The Maltese, for example, has a life expectancy of between 12 to 15 years. The Malshi has a slightly shorter one of 12 to 14.
Both breeds will grow pretty quickly when they are puppies, however. The Maltese will reach its full size by about a year old, and Malshis will reach theirs after about 18 months.
The Maltese is a fun and sweet dog with an affectionate and playful side. The breed forms strong attachments very quickly and loves to play, cuddle, run around and generally just spend time with its family.
Often, owners find that their Maltese ends up being a little spoiled simply because they struggle to say no to such a sweet-looking dog!
The Malshi is an active and outgoing dog. Sometimes, without socialization, the breed can even come across as boisterous. The breed does have a more laid-back side, but they often have to wear themselves out to get there.
The breed loves people, and will always want to be by your side. A happy, fun dog, the breed is a treat to have around.
Both the Maltese and the Malshi are smart breeds, and, luckily, both are also relatively easy to train. The breeds love to please, and as such will do their absolute best to listen to what you’re telling them during training sessions.
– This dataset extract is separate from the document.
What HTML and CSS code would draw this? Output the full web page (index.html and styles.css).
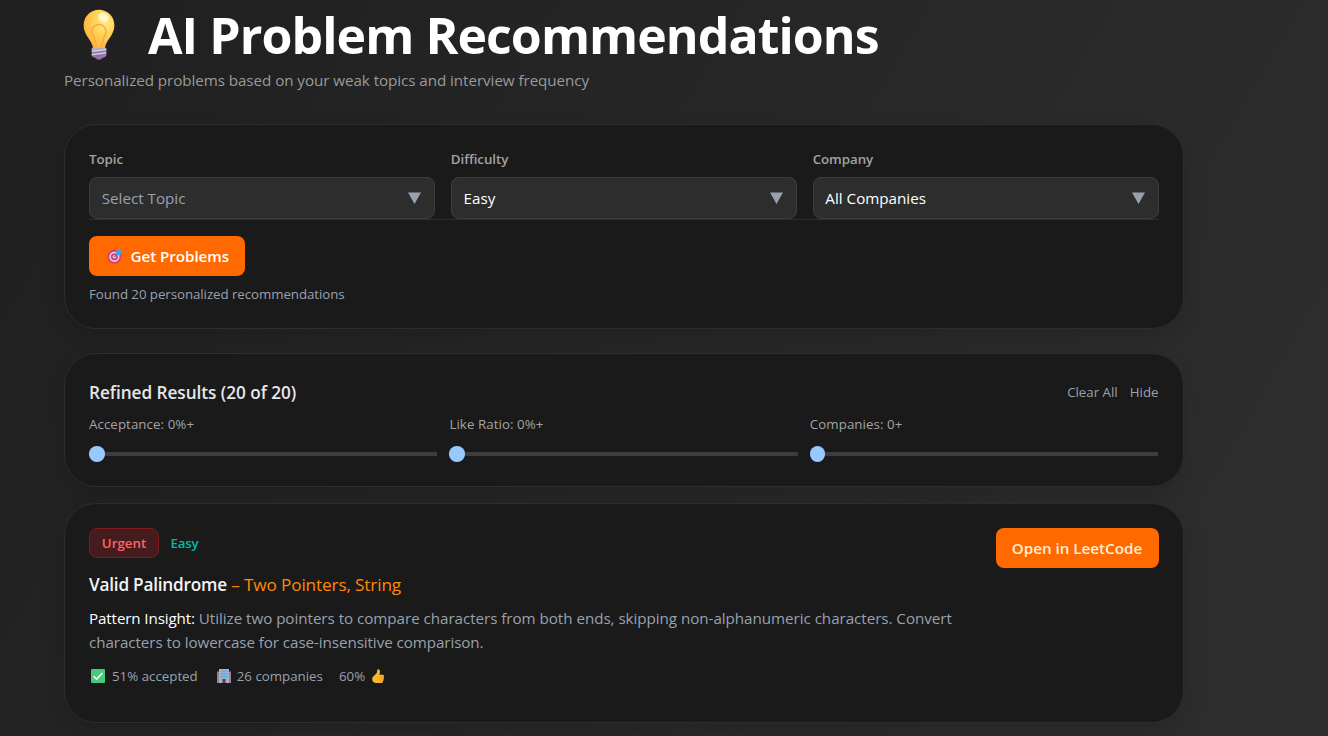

Bright little dogs, both breeds will be able to learn basic tricks like sit and recall, but may even be able to excel in more complicated tricks like those used in agility training.
If you do struggle to get the attention of your Maltese or Malshi when training, positive reinforcement (treats or petting) will work wonders.
Maltese vs. Malshi: Which One Is Easier to Keep?
Next, we’ll discuss which breed is easier to keep.
Required Living Space
Since both the Maltese and the Malshi are small – and related – it should come as no huge surprise that both breeds are pretty adaptable regarding living space.
The breeds are happy to live in a large family home or a smaller apartment. So long as both breeds are given sufficient mental and physical stimulation, they’re more than happy wherever you are!
Grooming is an essential consideration to be made when looking at dog breeds, and it is one that is far too often overlooked. Grooming can take a lot of time and effort, and if not done correctly, can lead to irritation and illness in your dog.
It is important to check that you have the time and skill to groom the breed you like, or alternatively the money to pay a professional.
Unfortunately, both the Maltese and the Malshi are high-maintenance dogs when it comes to their grooming. Both breeds need brushing daily and will need bathing every week or two.
The Maltese will also need its mouth and eyes wiped after meals in order to prevent stains (this will be the same for a white Malshi). On top of this, both breeds will require their teeth cleaned and nails trimmed on a regular basis to keep them comfortable.
Walking and Exercise
Exercising a dog is also hugely important. Failing to exercise a dog can result in a low mood, anxiety, weight gain, and subsequent health issues.
To prevent this, owners should aim to provide their dogs with the minimum requirement of exercise each day. For these breeds, that is around one hour.
This hour does not have to be done all at once – breeds will be just as happy if you take them out for two shorter walks! Exercising your dog doesn’t have to just be walking, either.
Dogs will be happy with runs, jogs, purpose-led play (like frisbee), swimming, or even agility training. Anything that gets them moving and out and about.
Maltese vs. Malshi: How Much Do They Cost?
When it comes to choosing a dog breed, there is a lot to consider. But perhaps the biggest consideration for many people is how much that breed will cost.
It is important to remember that if you cannot afford a dog from a breeder, there is likely to be a shelter with that breed or a similar one. This will be much cheaper than buying from a breeder.
It is also important to consider that breeder’s prices will depend on your location and the dog’s lineage.
On top of that, owners need to remember that the cost of a dog is more than just the upfront cost. Dogs will also require long-term payments for things like food, toys, treats, and veterinary insurance.
For these breeds, owners can expect to pay between $600 and $2,000 for a Maltese and between $1,500 and $2,500 for a Malshi upfront. For ideas about veterinary insurance, take a look or speak to your local providers.
Maltese vs. Malshi: Which Should You Get as a Pet?
As well as everything listed above, owners need to think about whether or not their chosen breed fits into their daily routine and lifestyle. It’s all well and good knowing that you’ve got the time to groom the breed, but will they get on well with you?
For example, families or those with children need to ensure the safety of their children and their dog. Luckily, in this case, both the Maltese and the Malshi will thrive in a household with children.
As companion dogs, both breeds will be more than happy to spend time with a family or to play with the children one on one. Likewise, families with other pets need to ensure their safety.
Some dog breeds are not happy to be around other dogs, and some dogs have incredibly high prey drives left from their hunting days. The Maltese and the Malshi, however, are both happy to live with small or large pets, so long as they are adequately socialized from a young age.
Finally, owners need to make sure that their routine fits their new pet. Those who work a lot or work office jobs that require them to regularly be out of the house need to make sure that their new pet will be alright when left alone. Unfortunately, neither the Maltese nor the Malshi is suitable for this kind of household. Both breeds are prone to developing separation anxiety and as such need someone who will be home the majority of the time (or work in a dog-friendly office!).
Both the Maltese and the Malshi are low-shed companion dogs that love to be around people, play, and cuddle.
They can make great pets so long as you have the time to groom them and the ability to spend plenty of time with them.